Tento ensinar decupagem para meus alunos de direção em cinema lá na PUCRS. Decupar (do francês "découper", que significa recortar) é tarefa básica de quem pretende ser autor de um filme. Consiste em pré-visualizar e colocar no papel cada um dos planos que serão executados no set. Enquadramentos mais abertos, mostrando o cenário, ou mais fechados, mostrando o rosto dos personagens? A câmera estará fixa sobre o tripé, ou movendo-se suavemente sobre um trilho, ou balançando muito à medida que seu operador caminha com ela nas mãos, ou oscilando um pouquinho enquanto ele apenas respira? Decisões difíceis, que dependem de cada momento da narrativa.
Uso como exemplo o primeiro plano da primeira cena de O Poderoso Chefão (parte 1), de Francis Ford Coppola, e tento aplicar o princípio da engenharia reversa, presente em muitas ciências. A ideia geral é examinar cuidadosamente alguma coisa que está pronta e imaginar quais foram os passos necessários para que ela fosse criada. Obviamente, quanto mais complexo é o objeto do estudo, mais difícil (e mais didático) será compreender o processo e a cronologia de sua criação. O começo de O Poderoso Chefão é um longo plano (três minutos) em que Bonasera, um comerciante de origem italiana, pede que Corleone, um chefão da máfia, mate os estupradores de sua filha. O plano começa com um close de Bonasera e vai abrindo até mostrar também as costas de Corleone, de quem nunca vemos o rosto.

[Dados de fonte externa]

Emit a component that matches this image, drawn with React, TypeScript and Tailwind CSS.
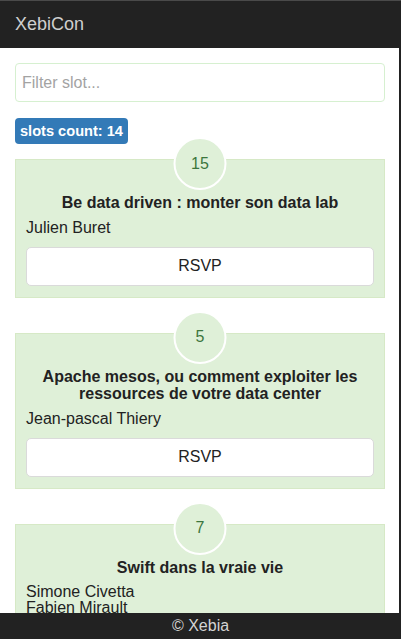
import { useState } from 'react';

type Slot = {
    id: number;
    room: number;
    title: string;
    speakers: string[];
};

const slots: Slot[] = [
    { id: 1, room: 15, title: 'Be data driven : monter son data lab', speakers: ['Julien Buret'] },
    { id: 2, room: 5, title: 'Apache mesos, ou comment exploiter les ressources de votre data center', speakers: ['Jean-pascal Thiery'] },
    { id: 3, room: 7, title: 'Swift dans la vraie vie', speakers: ['Simone Civetta', 'Fabien Mirault'] },
];

function SlotCard({ slot }: { slot: Slot }) {
    return (
        <div className="relative mb-[35px] border border-[#d6e9c6] bg-[#dff0d8] px-[10px] pt-[34px] pb-[11px]">
            {/* room bubble */}
            <div className="absolute left-1/2 top-[-23px] flex h-[53px] w-[53px] -translate-x-1/2 items-center justify-center rounded-full border-2 border-white bg-[#dff0d8] text-[16px] text-[#3c763d]">
                {slot.room}
            </div>
            <h3 className="mb-[8px] text-center text-[16px] font-bold leading-[1.1] text-[#222]">
                {slot.title}
            </h3>
            <div className="text-[16px] leading-[16px] text-[#222]">
                {slot.speakers.map(name => (
                    <div key={name}>{name}</div>
                ))}
            </div>
            <button className="mt-[11px] h-[39px] w-full rounded-[5px] border border-[#dadada] bg-white text-[16px] text-[#222]">
                RSVP
            </button>
        </div>
    );
}

export default function App() {
    const [filter, setFilter] = useState('');

    const visible = slots.filter(s =>
        s.title.toLowerCase().includes(filter.toLowerCase())
    );

    return (
        <div className="flex h-[639px] w-[401px] flex-col overflow-hidden bg-white font-['Liberation_Sans',Arial,sans-serif]">
            {/* Navbar */}
            <div className="flex h-[48px] shrink-0 items-center border-t border-[#4a4a4a] bg-[#222] px-[15px]">
                <span className="text-[18px] text-[#cfcfcf]">XebiCon</span>
            </div>

            <div className="flex min-h-0 flex-1">
                <main className="min-w-0 flex-1 overflow-hidden pl-[15px] pr-[14px] pt-[15px]">
                    <input
                        type="text"
                        className="h-[39px] w-full rounded-[4px] border border-[#d6f0d0] px-[6px] text-[16px] text-[#333] placeholder-[#a3a3a3] focus:outline-none"
                        placeholder="Filter slot..."
                        value={filter}
                        onChange={(e) => setFilter(e.target.value)}
                    />

                    <div className="mt-[16px] mb-[15px] inline-block h-[26px] rounded-[4px] bg-[#337ab7] px-[5px] text-[14.6px] font-bold leading-[26px] text-white">
                        slots count: 14
                    </div>

                    <div>
                        {visible.map(slot => (
                            <SlotCard key={slot.id} slot={slot} />
                        ))}
                    </div>
                </main>
                <div className="w-[2px] shrink-0 bg-[#222]" />
            </div>

            {/* Footer */}
            <div className="flex h-[26px] shrink-0 items-center justify-center bg-[#222] text-[16px] text-[#d4d4d4]">
                © Xebia
            </div>
        </div>
    );
}
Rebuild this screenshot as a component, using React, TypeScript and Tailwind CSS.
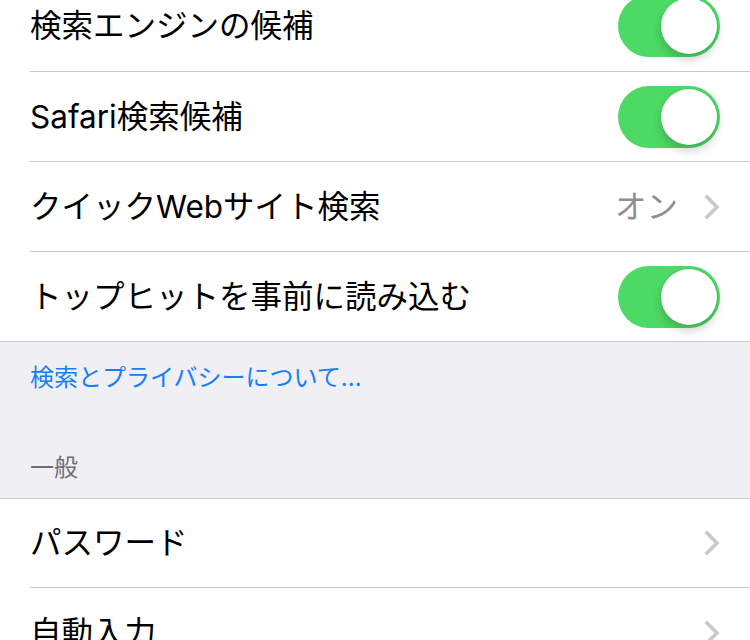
import React from 'react';

const font = { fontFamily: 'Inter, "Noto Sans CJK JP", sans-serif' };

const Toggle = () => (
  <div className="relative w-[102px] h-[62px] rounded-full bg-[#4cd964] shrink-0">
    <div className="absolute right-[3px] top-[3px] w-[56px] h-[56px] rounded-full bg-white shadow-[0_6px_10px_rgba(0,0,0,0.18),0_0_1px_rgba(0,0,0,0.2)]" />
  </div>
);

const Chevron = () => (
  <svg className="w-[16px] h-[26px] shrink-0" viewBox="0 0 16 26" fill="none" stroke="#c7c7cc" strokeWidth="3.5" strokeLinecap="square">
    <path d="M3 3l10 10L3 23" />
  </svg>
);

type RowProps = {
  label: string;
  right?: React.ReactNode;
  first?: boolean;
  h?: string;
};

// separator sits on top of every row but the first of a group
const Row: React.FC<RowProps> = ({ label, right, first, h = 'h-[90px]' }) => (
  <div className="pl-[30px] bg-white">
    <div className={`${h} flex items-center justify-between pr-[30px] ${first ? '' : 'border-t border-[#c8c7cc]'}`}>
      <span className="text-[31.5px] text-black leading-none">{label}</span>
      {right}
    </div>
  </div>
);

export default function App() {
  return (
    <div className="w-[750px] h-[640px] overflow-hidden bg-[#efeff4]" style={font}>
      <div className="-mt-[19px]">
        <Row label="検索エンジンの候補" right={<Toggle />} first />
        <Row label="Safari検索候補" right={<Toggle />} />
        <Row
          label="クイックWebサイト検索"
          right={
            <div className="flex items-center gap-[26px]">
              <span className="text-[31.5px] text-[#8e8e93] leading-none">オン</span>
              <Chevron />
            </div>
          }
        />
        <Row label="トップヒットを事前に読み込む" right={<Toggle />} />
        <div className="border-t border-[#c8c7cc]" />

        <div className="h-[156px] px-[30px] flex flex-col">
          <div className="pt-[22px] text-[24px] text-[#157efb] leading-[28px]">検索とプライバシーについて...</div>
          <div className="mt-auto pb-[16px] text-[24px] text-[#6d6d72] leading-[28px]">一般</div>
        </div>

        <div className="border-t border-[#c8c7cc]" />
        <Row label="パスワード" right={<Chevron />} first h="h-[88px]" />
        <Row label="自動入力" right={<Chevron />} />
      </div>
    </div>
  );
}
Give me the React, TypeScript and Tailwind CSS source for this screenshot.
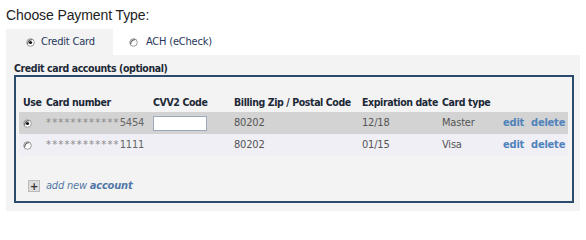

Levo quase uma hora para analisar esse plano e não posso reproduzir aqui todos os seus detalhes. Garanto que aplicar a engenharia reversa no cinema pode ser uma tarefa bem complicada, e a discussão surge em todos os semestres: o plano abre por que a câmera recua sobre um trilho (o popular "travelling"), por que vai aumentando o ângulo de sua objetiva (o popular "zoom"), ou trata-se de uma combinação impopular das duas coisas? Existem argumentos para as três possibilidades. Talvez seja melhor escrever para o senhor Coppola perguntando.
Os biólogos também discutem acirradamente quais foram os passos necessários para que a evolução criasse o olho humano, que é tão maravilhoso quanto excentricamente projetado. Infelizmente, não há para quem escrever e perguntar a respeito. A psicanálise é uma engenharia reversa das perturbações mentais. A vida, diria um escritor de autoajuda, está cheia de engenharias reversas difíceis de decifrar. Eu continho acreditando que estudar decupagem a partir de seus resultados práticos é bastante didático e torna a aula interessante. Talvez não seja muito. Talvez seja menos que nada. Mas é o que os professores de cinema têm.